▽
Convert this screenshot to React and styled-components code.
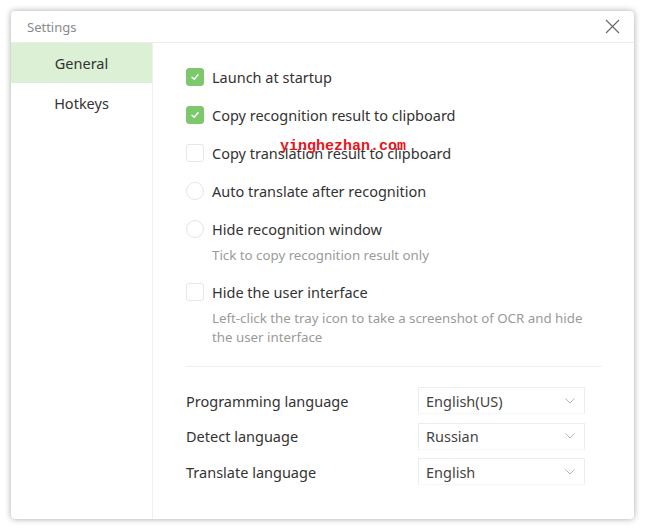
import React, { useState } from 'react';
import styled, { createGlobalStyle } from 'styled-components';

const GlobalStyle = createGlobalStyle`
  html, body {
    margin: 0;
    padding: 0;
    background: #ffffff;
  }
  body {
    font-family: "Noto Sans", "Open Sans", sans-serif;
  }
`;

const Page = styled.div`
  width: 645px;
  height: 530px;
  padding: 11px;
  box-sizing: border-box;
  position: relative;
`;

const Window = styled.div`
  width: 623px;
  height: 508px;
  border-radius: 4px;
  background: #fff;
  box-shadow: 0 0 6px rgba(0, 0, 0, 0.35);
  display: flex;
  flex-direction: column;
  overflow: hidden;
`;

const TitleBar = styled.div`
  height: 31px;
  flex: 0 0 31px;
  border-bottom: 1px solid #ececec;
  display: flex;
  align-items: center;
  justify-content: space-between;
  padding: 0 14px 0 16px;
`;

const Title = styled.div`
  font-size: 13px;
  color: #8a8a8a;
`;

const CloseButton = styled.button`
  border: none;
  background: none;
  padding: 0;
  width: 16px;
  height: 16px;
  display: flex;
  align-items: center;
  justify-content: center;
  cursor: pointer;
`;

const Main = styled.div`
  flex: 1;
  display: flex;
`;

const Sidebar = styled.div`
  width: 141px;
  border-right: 1px solid #efefef;
  display: flex;
  flex-direction: column;
`;

const NavItem = styled.div`
  height: 40px;
  line-height: 40px;
  text-align: center;
  font-size: 14.5px;
  color: #333;
  background: ${({ $active }) => ($active ? '#dcf0d5' : 'transparent')};
  cursor: pointer;
`;

const Content = styled.div`
  flex: 1;
  padding: 15px 32px 0 33px;
  display: flex;
  flex-direction: column;
  position: relative;
`;

const Option = styled.label`
  height: 38px;
  display: flex;
  align-items: center;
  gap: 8px;
  font-size: 14.5px;
  color: #333;
  cursor: pointer;
`;

const Box = styled.span`
  width: 18px;
  height: 18px;
  box-sizing: border-box;
  border-radius: ${({ $round }) => ($round ? '50%' : '3px')};
  border: 1px solid ${({ $checked }) => ($checked ? '#7cc86a' : '#e6e6e6')};
  background: ${({ $checked }) => ($checked ? '#7cc86a' : '#fff')};
  display: flex;
  align-items: center;
  justify-content: center;
  flex: 0 0 18px;
`;

const Hint = styled.div`
  padding-left: 26px;
  max-width: 380px;
  margin-top: -2px;
  margin-bottom: 8px;
  font-size: 13.3px;
  line-height: 19px;
  color: #9a9a9a;
`;

const Divider = styled.div`
  height: 1px;
  background: #efefef;
  margin: 11px 0 16px;
`;

const LangGrid = styled.div`
  display: grid;
  grid-template-columns: 232px 167px;
  grid-auto-rows: 35.5px;
  align-items: center;
`;

const LangLabel = styled.div`
  font-size: 14.5px;
  color: #333;
`;

const Select = styled.div`
  height: 27px;
  box-sizing: border-box;
  border: 1px solid #ededed;
  border-bottom-color: #f7f7f7;
  display: flex;
  align-items: center;
  justify-content: space-between;
  padding: 0 9px 0 7px;
  font-size: 14.5px;
  color: #444;
  cursor: pointer;
`;

const Watermark = styled.div`
  position: absolute;
  left: 127px;
  top: 95px;
  font-family: "Liberation Mono", monospace;
  font-weight: bold;
  font-size: 15px;
  color: #e8141c;
  pointer-events: none;
`;

const Check = () => (
  <svg width="10" height="10" viewBox="0 0 10 10">
    <path d="M2 5.2 L4.2 7.2 L8 2.8" fill="none" stroke="#fff" strokeWidth="1.5" strokeLinecap="round" strokeLinejoin="round" />
  </svg>
);

const Chevron = () => (
  <svg width="10" height="6" viewBox="0 0 10 6">
    <path d="M0.5 0.5 L5 5 L9.5 0.5" fill="none" stroke="#b5b5b5" strokeWidth="1" />
  </svg>
);

const options = [
  { id: 'startup', label: 'Launch at startup', checked: true },
  { id: 'copyOcr', label: 'Copy recognition result to clipboard', checked: true },
  { id: 'copyTr', label: 'Copy translation result to clipboard', checked: false },
  { id: 'autoTr', label: 'Auto translate after recognition', checked: false, round: true },
  { id: 'hideWin', label: 'Hide recognition window', checked: false, round: true, hint: 'Tick to copy recognition result only' },
  { id: 'hideUi', label: 'Hide the user interface', checked: false, hint: 'Left-click the tray icon to take a screenshot of OCR and hide the user interface' },
];

const languages = [
  { label: 'Programming language', value: 'English(US)' },
  { label: 'Detect language', value: 'Russian' },
  { label: 'Translate language', value: 'English' },
];

export default function App() {
  const [tab, setTab] = useState('General');
  const [state, setState] = useState(
    Object.fromEntries(options.map((o) => [o.id, o.checked]))
  );

  return (
    <>
      <GlobalStyle />
      <Page>
        <Window>
          <TitleBar>
            <Title>Settings</Title>
            <CloseButton aria-label="Close">
              <svg width="15" height="15" viewBox="0 0 15 15">
                <path d="M1 1 L14 14 M14 1 L1 14" stroke="#666" strokeWidth="1.1" />
              </svg>
            </CloseButton>
          </TitleBar>
          <Main>
            <Sidebar>
              {['General', 'Hotkeys'].map((t) => (
                <NavItem key={t} $active={tab === t} onClick={() => setTab(t)}>
                  {t}
                </NavItem>
              ))}
            </Sidebar>
            <Content>
              {options.map((o) => (
                <React.Fragment key={o.id}>
                  <Option onClick={() => setState((s) => ({ ...s, [o.id]: !s[o.id] }))}>
                    <Box $checked={state[o.id]} $round={o.round}>
                      {state[o.id] && <Check />}
                    </Box>
                    {o.label}
                  </Option>
                  {o.hint && <Hint>{o.hint}</Hint>}
                </React.Fragment>
              ))}
              <Divider />
              <LangGrid>
                {languages.map((l) => (
                  <React.Fragment key={l.label}>
                    <LangLabel>{l.label}</LangLabel>
                    <Select>
                      {l.value}
                      <Chevron />
                    </Select>
                  </React.Fragment>
                ))}
              </LangGrid>
              <Watermark>yinghezhan.com</Watermark>
            </Content>
          </Main>
        </Window>
      </Page>
    </>
  );
}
△
* **WHAT THE EXERCISE ASKS**:
Write out the listing word for word, omitting the pictures it holds.

* **SOLUTION TO THE PROBLEM**:
Convert this screenshot to React and styled-components code.
import React, { useState } from 'react';
import styled, { createGlobalStyle } from 'styled-components';

const GlobalStyle = createGlobalStyle`
  html, body {
    margin: 0;
    padding: 0;
    background: #ffffff;
  }
  body {
    font-family: "Noto Sans", "Open Sans", sans-serif;
  }
`;

const Page = styled.div`
  width: 645px;
  height: 530px;
  padding: 11px;
  box-sizing: border-box;
  position: relative;
`;

const Window = styled.div`
  width: 623px;
  height: 508px;
  border-radius: 4px;
  background: #fff;
  box-shadow: 0 0 6px rgba(0, 0, 0, 0.35);
  display: flex;
  flex-direction: column;
  overflow: hidden;
`;

const TitleBar = styled.div`
  height: 31px;
  flex: 0 0 31px;
  border-bottom: 1px solid #ececec;
  display: flex;
  align-items: center;
  justify-content: space-between;
  padding: 0 14px 0 16px;
`;

const Title = styled.div`
  font-size: 13px;
  color: #8a8a8a;
`;

const CloseButton = styled.button`
  border: none;
  background: none;
  padding: 0;
  width: 16px;
  height: 16px;
  display: flex;
  align-items: center;
  justify-content: center;
  cursor: pointer;
`;

const Main = styled.div`
  flex: 1;
  display: flex;
`;

const Sidebar = styled.div`
  width: 141px;
  border-right: 1px solid #efefef;
  display: flex;
  flex-direction: column;
`;

const NavItem = styled.div`
  height: 40px;
  line-height: 40px;
  text-align: center;
  font-size: 14.5px;
  color: #333;
  background: ${({ $active }) => ($active ? '#dcf0d5' : 'transparent')};
  cursor: pointer;
`;

const Content = styled.div`
  flex: 1;
  padding: 15px 32px 0 33px;
  display: flex;
  flex-direction: column;
  position: relative;
`;

const Option = styled.label`
  height: 38px;
  display: flex;
  align-items: center;
  gap: 8px;
  font-size: 14.5px;
  color: #333;
  cursor: pointer;
`;

const Box = styled.span`
  width: 18px;
  height: 18px;
  box-sizing: border-box;
  border-radius: ${({ $round }) => ($round ? '50%' : '3px')};
  border: 1px solid ${({ $checked }) => ($checked ? '#7cc86a' : '#e6e6e6')};
  background: ${({ $checked }) => ($checked ? '#7cc86a' : '#fff')};
  display: flex;
  align-items: center;
  justify-content: center;
  flex: 0 0 18px;
`;

const Hint = styled.div`
  padding-left: 26px;
  max-width: 380px;
  margin-top: -2px;
  margin-bottom: 8px;
  font-size: 13.3px;
  line-height: 19px;
  color: #9a9a9a;
`;

const Divider = styled.div`
  height: 1px;
  background: #efefef;
  margin: 11px 0 16px;
`;

const LangGrid = styled.div`
  display: grid;
  grid-template-columns: 232px 167px;
  grid-auto-rows: 35.5px;
  align-items: center;
`;

const LangLabel = styled.div`
  font-size: 14.5px;
  color: #333;
`;

const Select = styled.div`
  height: 27px;
  box-sizing: border-box;
  border: 1px solid #ededed;
  border-bottom-color: #f7f7f7;
  display: flex;
  align-items: center;
  justify-content: space-between;
  padding: 0 9px 0 7px;
  font-size: 14.5px;
  color: #444;
  cursor: pointer;
`;

const Watermark = styled.div`
  position: absolute;
  left: 127px;
  top: 95px;
  font-family: "Liberation Mono", monospace;
  font-weight: bold;
  font-size: 15px;
  color: #e8141c;
  pointer-events: none;
`;

const Check = () => (
  <svg width="10" height="10" viewBox="0 0 10 10">
    <path d="M2 5.2 L4.2 7.2 L8 2.8" fill="none" stroke="#fff" strokeWidth="1.5" strokeLinecap="round" strokeLinejoin="round" />
  </svg>
);

const Chevron = () => (
  <svg width="10" height="6" viewBox="0 0 10 6">
    <path d="M0.5 0.5 L5 5 L9.5 0.5" fill="none" stroke="#b5b5b5" strokeWidth="1" />
  </svg>
);

const options = [
  { id: 'startup', label: 'Launch at startup', checked: true },
  { id: 'copyOcr', label: 'Copy recognition result to clipboard', checked: true },
  { id: 'copyTr', label: 'Copy translation result to clipboard', checked: false },
  { id: 'autoTr', label: 'Auto translate after recognition', checked: false, round: true },
  { id: 'hideWin', label: 'Hide recognition window', checked: false, round: true, hint: 'Tick to copy recognition result only' },
  { id: 'hideUi', label: 'Hide the user interface', checked: false, hint: 'Left-click the tray icon to take a screenshot of OCR and hide the user interface' },
];

const languages = [
  { label: 'Programming language', value: 'English(US)' },
  { label: 'Detect language', value: 'Russian' },
  { label: 'Translate language', value: 'English' },
];

export default function App() {
  const [tab, setTab] = useState('General');
  const [state, setState] = useState(
    Object.fromEntries(options.map((o) => [o.id, o.checked]))
  );

  return (
    <>
      <GlobalStyle />
      <Page>
        <Window>
          <TitleBar>
            <Title>Settings</Title>
            <CloseButton aria-label="Close">
              <svg width="15" height="15" viewBox="0 0 15 15">
                <path d="M1 1 L14 14 M14 1 L1 14" stroke="#666" strokeWidth="1.1" />
              </svg>
            </CloseButton>
          </TitleBar>
          <Main>
            <Sidebar>
              {['General', 'Hotkeys'].map((t) => (
                <NavItem key={t} $active={tab === t} onClick={() => setTab(t)}>
                  {t}
                </NavItem>
              ))}
            </Sidebar>
            <Content>
              {options.map((o) => (
                <React.Fragment key={o.id}>
                  <Option onClick={() => setState((s) => ({ ...s, [o.id]: !s[o.id] }))}>
                    <Box $checked={state[o.id]} $round={o.round}>
                      {state[o.id] && <Check />}
                    </Box>
                    {o.label}
                  </Option>
                  {o.hint && <Hint>{o.hint}</Hint>}
                </React.Fragment>
              ))}
              <Divider />
              <LangGrid>
                {languages.map((l) => (
                  <React.Fragment key={l.label}>
                    <LangLabel>{l.label}</LangLabel>
                    <Select>
                      {l.value}
                      <Chevron />
                    </Select>
                  </React.Fragment>
                ))}
              </LangGrid>
              <Watermark>yinghezhan.com</Watermark>
            </Content>
          </Main>
        </Window>
      </Page>
    </>
  );
}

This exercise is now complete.